Although I was annoyed I made the best of the date and after coming to the obvious realization that neither of us was full, he ordered us another bucket to share AND THAT'S WHEN IT HAPPENED.

That's when he picked up the plate with leftover seasoning and sauce on it and began licking the plate in circular motions. That's when I knew there would never be another date.

I will shamelessly lick a plate clean in the comfort of my house but in the middle of a public restaurant? Lord, I was mortified. And, this is when I realized I shouldn't have relaxed my standards, which had kept me from going out with this guy for the previous two years.

2. Lady in Code Red

This was one of my first real dates. I was in college, and I was excited by the effort that the guy made.

Joe picked me up from my apartment, and we went somewhere thoughtful (a military museum on the beach). A gentleman, no doubt.

But as we were walking around the beach we bumped into another couple taking a romantic trek and things got super awkward fast.

Joe randomly blurted out how he wanted to perform oral sex on the man we saw walking along with his female partner. From what I can remember (because I do think I might've tried to mentally block it out) his reasoning was because he loved seeing other men actually court women.

As the night went on he continued to tell me how his father always thought he was gay growing up, but he didn't think that he himself just thought he had feminine tendencies.

About that time, I politely claimed to be tired and went home never to go out with that interesting fella again.

And you know what he might not have been gay, but I wasn't willing to be the girlfriend he decided to come out on years later. Sorry-not-sorry.

3. So Sorry

I was about to move away from New York when I went on a date with a guy named Miles, whom I'd met through a mutual friend.

We had some of the best conversation I'd had in awhile, and things weren't awkward at all.

He was sweet, but we were both in transitional positions since I was moving away in two weeks and he had just broken up with a long-term girlfriend about three weeks earlier. So, we agreed that we were both on this date with the intention to be open to possibilities in the future without looking for anything in the present.  

We extended our date by going to a game bar with giant Jenga and Connect Four. He posed as my photographer for the night, taking any silly picture of me that I asked him to, which is always a win for a modern girl and we hit it off. 
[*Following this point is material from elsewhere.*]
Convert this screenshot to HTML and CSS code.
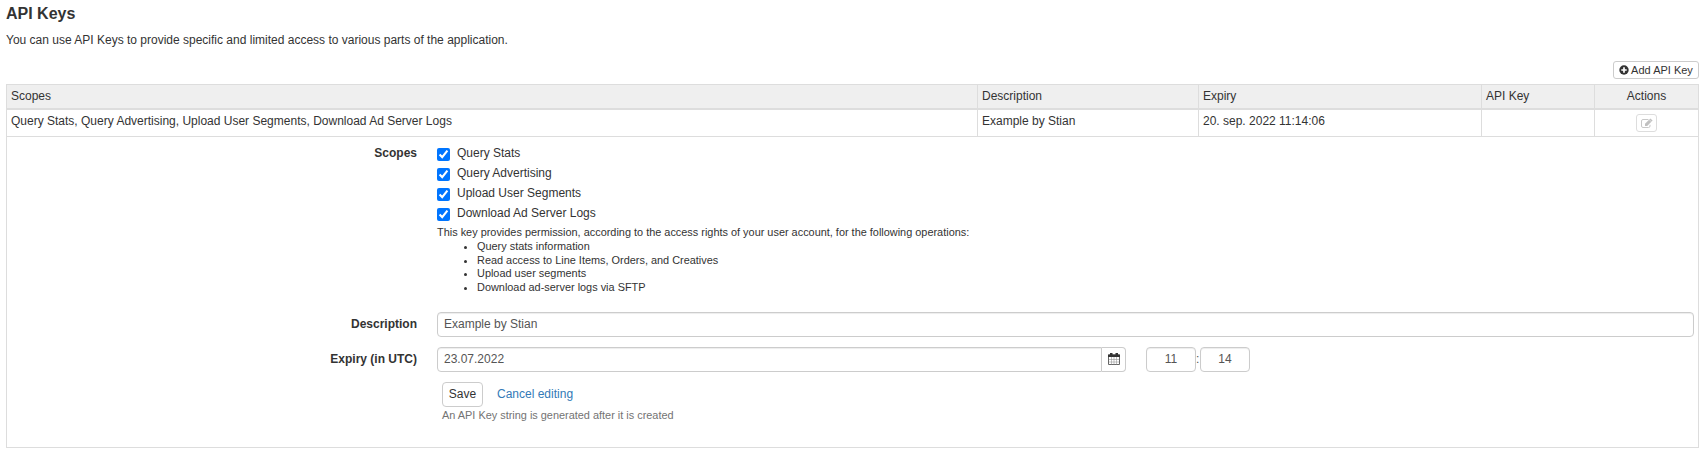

I didn't expect anything to go further, because of the whole bad timing thing.

However, when we pulled up in front of my apartment he had something quite different in mind as he leaned in for what I thought was going to be a kiss on the cheek, he actually tongued down my closed mouth (which I actively refused to open) and then embarrassingly apologized after I yelped "what the hell! You wet my whole face. What was that?"

He profusely apologized and even sent a text apologizing but that would definitely be the last time he texted me. I probably shouldn't have been so blunt about it, huh?

4. Illiterately Misread 

Will invited me to the spa, and it was a setup where you pay a set fee and have access to the pool and hot tub, but that fee didn't include a massage.

He clearly put zero thought into the planning process because when we get there all the massage tables were booked. So, we were forced to sauna hop and suffocate from the ridiculously high levels of chlorine that filled that pool.

This annoyed me, as I anticipated a massage and probably because I wasn't that into the guy.

As the night went on, we grabbed some food and he talked about his ailing grandfather ad nauseum. Meanwhile, I'm texting my ex — yeh, a clear sign that I just wasn't interested.

After grabbing dessert, which included ice cream, I told him goodnight and ran in my apartment without the slightest invite for him to eat his dessert before it melted.

I had allowed this guy to leave a bag at my apartment so he didn't have to carry it around, and when we got back he came in to get it. He took this as a cue to sit down. Me? Well, hell no — I'm just thinking in my best Mean Girls voice "You can't sit with us!" but he was so painfully oblivious to my yawns that I went into my room put on my dingiest, most kiddy looking mou-mou and wrapped my hair to get ready for bed, and began hinting at being tired. 

Now, had we been together this might be a sign for sex but because I'm a woman the likelihood that I'm going to set the mood for first time sex in a mou-mou and scarf is very unlikely.

And what's even more unlikely is that I'd want to sleep with a man after a year of us hanging and never kissing or even hugging. Yet once this guy left my house he felt that he had "misread the signs."

He literally sent me four paragraphs saying he should've made a move on me because that's what I wanted. 

Fast forward months down the road, as this guy still continues to ask me out even though I'm a grade-A asshole. (Yes, I know I'll probably be served a cold dish of karma.)

5. Awkward

This one isn't so bad, but it was still pretty awkward.

I was on this unheard of dating app called Clover for awhile and I finally found someone (Jason) who I didn't feel awkward communicating back and forth with.

But that changed once we weren't behind hiding safely behind text messages. We finished our date and I clawed my way out of riding the train with him to spare me any more awkwardness.

We both knew this wasn't going anywhere else, but after a couple of days he messaged me on the App and was like "oh, I see you're already looking for new guys. I see you online." 


Who does that? We went on one date ... just let the sh*t go.

As awful as each one of these dates has been in the moment, I've found a way to laugh about this moments, and no I don't even wait years after the fact. I just laugh it off right in the moment and share with my friends because this is what being single is all about: Laughing and laughing hard at all the wrong people until you find someone to laugh with. Kidding. Kind of. 

*All names have been changed to protect the identity of the individuals.